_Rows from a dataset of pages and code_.
[Start]

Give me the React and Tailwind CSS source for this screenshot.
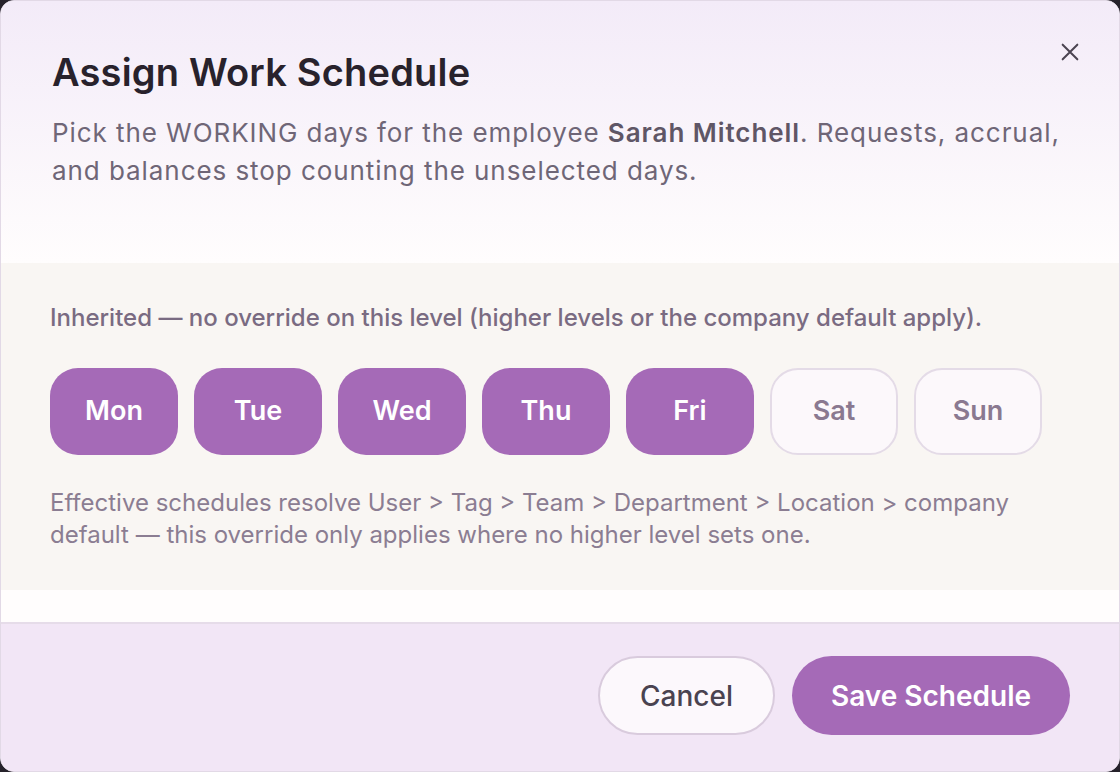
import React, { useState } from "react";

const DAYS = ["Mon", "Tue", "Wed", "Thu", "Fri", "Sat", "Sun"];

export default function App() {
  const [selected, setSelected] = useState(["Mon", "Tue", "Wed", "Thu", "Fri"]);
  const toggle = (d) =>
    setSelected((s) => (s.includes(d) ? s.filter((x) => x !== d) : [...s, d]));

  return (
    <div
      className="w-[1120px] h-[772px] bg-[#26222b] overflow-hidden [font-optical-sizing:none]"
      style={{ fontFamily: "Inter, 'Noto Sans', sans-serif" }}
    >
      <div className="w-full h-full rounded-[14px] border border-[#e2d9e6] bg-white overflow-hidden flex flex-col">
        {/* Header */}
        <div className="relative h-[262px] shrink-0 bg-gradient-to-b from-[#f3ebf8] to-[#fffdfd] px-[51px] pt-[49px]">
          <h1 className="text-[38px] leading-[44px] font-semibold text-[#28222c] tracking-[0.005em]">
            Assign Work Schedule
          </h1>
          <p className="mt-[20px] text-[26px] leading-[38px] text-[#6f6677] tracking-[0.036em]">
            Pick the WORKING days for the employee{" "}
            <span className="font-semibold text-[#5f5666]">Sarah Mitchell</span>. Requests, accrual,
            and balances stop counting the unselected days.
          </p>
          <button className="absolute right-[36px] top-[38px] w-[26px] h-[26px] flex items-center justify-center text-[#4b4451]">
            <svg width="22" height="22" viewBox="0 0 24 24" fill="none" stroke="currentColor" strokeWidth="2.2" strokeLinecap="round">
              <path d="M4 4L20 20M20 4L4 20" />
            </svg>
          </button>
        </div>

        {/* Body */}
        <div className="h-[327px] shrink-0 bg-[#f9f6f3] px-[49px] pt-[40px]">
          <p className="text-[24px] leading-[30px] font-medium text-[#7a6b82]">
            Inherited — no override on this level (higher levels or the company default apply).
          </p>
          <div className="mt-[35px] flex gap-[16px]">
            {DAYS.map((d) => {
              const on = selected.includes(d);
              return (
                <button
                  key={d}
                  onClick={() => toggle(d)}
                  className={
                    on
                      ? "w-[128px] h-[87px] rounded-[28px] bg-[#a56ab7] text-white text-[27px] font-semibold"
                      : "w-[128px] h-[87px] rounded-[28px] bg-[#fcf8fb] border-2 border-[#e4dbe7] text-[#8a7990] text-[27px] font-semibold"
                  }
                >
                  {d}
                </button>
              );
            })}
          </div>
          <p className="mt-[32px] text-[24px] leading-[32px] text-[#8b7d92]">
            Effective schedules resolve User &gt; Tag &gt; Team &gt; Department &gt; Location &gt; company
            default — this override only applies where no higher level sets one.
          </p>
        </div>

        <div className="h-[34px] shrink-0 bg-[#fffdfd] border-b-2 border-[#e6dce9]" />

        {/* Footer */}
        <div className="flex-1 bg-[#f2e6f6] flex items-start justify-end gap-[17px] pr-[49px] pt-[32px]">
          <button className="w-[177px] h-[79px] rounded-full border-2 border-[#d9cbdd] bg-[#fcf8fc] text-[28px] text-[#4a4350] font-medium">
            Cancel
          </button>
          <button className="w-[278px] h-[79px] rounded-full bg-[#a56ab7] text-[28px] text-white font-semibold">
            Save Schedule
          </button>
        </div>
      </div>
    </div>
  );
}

[End]
[Start]

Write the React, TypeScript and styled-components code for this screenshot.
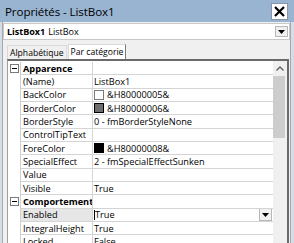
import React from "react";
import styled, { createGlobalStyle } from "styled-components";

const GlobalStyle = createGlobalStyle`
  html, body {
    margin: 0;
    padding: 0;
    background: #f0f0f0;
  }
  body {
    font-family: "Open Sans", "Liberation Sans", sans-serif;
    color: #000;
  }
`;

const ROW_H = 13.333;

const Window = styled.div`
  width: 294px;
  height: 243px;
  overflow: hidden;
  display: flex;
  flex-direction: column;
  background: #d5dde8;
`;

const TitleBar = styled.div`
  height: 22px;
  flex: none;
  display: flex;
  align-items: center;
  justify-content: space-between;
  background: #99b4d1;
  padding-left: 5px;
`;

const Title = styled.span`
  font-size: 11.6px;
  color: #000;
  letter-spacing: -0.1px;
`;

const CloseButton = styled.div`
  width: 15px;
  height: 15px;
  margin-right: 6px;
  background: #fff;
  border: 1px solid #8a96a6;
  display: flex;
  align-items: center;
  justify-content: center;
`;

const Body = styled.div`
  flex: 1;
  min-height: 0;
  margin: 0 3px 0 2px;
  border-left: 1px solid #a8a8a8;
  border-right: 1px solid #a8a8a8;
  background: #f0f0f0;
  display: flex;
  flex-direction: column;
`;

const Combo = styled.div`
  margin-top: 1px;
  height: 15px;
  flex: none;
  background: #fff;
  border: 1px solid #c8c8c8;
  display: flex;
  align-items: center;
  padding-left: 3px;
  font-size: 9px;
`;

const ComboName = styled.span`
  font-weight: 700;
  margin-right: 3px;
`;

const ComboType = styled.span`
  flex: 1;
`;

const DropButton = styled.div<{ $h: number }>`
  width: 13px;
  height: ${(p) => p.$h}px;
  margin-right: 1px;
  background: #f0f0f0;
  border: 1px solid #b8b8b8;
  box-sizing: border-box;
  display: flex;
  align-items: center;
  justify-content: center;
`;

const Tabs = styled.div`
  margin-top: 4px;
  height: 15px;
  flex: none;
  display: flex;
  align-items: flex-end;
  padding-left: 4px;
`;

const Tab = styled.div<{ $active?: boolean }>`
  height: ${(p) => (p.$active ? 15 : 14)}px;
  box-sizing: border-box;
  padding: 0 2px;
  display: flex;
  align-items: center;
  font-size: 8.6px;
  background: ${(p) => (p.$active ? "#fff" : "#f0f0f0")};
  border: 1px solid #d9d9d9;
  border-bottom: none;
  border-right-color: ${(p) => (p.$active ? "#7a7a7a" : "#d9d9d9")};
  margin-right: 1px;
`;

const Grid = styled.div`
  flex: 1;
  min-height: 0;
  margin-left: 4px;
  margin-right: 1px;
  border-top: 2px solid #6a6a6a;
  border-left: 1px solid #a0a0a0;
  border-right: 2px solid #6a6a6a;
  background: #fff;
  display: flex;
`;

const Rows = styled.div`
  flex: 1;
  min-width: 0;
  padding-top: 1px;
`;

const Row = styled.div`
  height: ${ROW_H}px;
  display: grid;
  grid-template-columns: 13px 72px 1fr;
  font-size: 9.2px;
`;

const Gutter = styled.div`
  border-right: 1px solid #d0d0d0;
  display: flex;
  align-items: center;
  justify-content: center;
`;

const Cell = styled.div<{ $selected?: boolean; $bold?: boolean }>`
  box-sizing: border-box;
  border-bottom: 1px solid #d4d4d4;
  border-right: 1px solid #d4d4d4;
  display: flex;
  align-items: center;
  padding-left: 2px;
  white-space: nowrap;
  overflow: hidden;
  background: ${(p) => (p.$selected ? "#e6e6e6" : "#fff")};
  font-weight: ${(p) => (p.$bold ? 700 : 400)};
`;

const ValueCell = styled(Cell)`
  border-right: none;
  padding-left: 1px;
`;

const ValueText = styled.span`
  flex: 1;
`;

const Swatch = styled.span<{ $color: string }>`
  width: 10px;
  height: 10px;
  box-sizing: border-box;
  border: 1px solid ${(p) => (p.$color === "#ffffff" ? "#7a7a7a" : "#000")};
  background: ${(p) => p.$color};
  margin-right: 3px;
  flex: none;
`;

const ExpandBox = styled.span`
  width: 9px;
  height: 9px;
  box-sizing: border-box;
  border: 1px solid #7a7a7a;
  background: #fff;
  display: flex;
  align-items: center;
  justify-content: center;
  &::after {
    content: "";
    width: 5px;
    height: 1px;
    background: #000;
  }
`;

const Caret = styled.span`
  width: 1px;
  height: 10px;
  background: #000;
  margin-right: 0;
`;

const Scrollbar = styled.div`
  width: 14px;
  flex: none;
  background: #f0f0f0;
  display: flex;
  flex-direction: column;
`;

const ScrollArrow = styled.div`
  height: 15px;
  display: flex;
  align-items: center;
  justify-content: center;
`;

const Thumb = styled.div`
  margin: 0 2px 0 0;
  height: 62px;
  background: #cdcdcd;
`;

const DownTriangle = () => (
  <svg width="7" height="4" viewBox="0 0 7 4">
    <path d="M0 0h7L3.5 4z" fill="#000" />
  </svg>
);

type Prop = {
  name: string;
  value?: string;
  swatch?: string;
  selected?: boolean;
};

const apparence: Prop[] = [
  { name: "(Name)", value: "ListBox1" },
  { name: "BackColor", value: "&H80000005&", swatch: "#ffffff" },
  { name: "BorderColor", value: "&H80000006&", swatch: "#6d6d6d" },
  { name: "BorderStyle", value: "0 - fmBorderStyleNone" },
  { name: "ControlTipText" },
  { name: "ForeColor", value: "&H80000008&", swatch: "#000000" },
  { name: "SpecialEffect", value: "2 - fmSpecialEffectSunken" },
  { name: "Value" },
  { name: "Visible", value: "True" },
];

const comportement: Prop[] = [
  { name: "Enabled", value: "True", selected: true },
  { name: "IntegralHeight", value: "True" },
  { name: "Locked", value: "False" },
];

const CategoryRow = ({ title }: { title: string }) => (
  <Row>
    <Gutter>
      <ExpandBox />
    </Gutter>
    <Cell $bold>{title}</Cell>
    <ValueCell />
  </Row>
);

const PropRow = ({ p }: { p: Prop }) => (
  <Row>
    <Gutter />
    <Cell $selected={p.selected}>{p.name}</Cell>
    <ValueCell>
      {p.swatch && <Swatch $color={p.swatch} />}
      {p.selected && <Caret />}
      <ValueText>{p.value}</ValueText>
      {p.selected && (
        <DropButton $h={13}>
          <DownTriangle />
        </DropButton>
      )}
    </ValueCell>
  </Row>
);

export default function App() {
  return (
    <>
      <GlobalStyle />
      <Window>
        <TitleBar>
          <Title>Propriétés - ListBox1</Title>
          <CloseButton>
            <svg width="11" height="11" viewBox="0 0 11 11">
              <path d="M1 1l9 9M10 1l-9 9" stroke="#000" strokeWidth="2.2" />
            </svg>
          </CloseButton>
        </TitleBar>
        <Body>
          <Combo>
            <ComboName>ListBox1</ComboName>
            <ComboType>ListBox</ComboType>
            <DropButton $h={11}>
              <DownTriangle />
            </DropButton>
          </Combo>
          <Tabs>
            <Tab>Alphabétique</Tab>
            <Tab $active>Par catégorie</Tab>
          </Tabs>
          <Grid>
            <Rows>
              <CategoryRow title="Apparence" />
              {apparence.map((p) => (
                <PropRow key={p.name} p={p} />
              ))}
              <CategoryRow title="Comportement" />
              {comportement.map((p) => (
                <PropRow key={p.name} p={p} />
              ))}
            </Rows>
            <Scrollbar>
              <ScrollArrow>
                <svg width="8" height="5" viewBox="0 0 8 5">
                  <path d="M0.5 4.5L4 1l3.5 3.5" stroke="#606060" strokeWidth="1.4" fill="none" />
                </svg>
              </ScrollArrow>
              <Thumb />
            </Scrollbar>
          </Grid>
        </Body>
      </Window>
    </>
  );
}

[End]

_Exercise requirements_. Track down every line holding the string "this" and copy it.

_Result below_.
Give me the React and Tailwind CSS source for this screenshot.
            Inherited — no override on this level (higher levels or the company default apply).
            default — this override only applies where no higher level sets one.
Write the React, TypeScript and styled-components code for this screenshot.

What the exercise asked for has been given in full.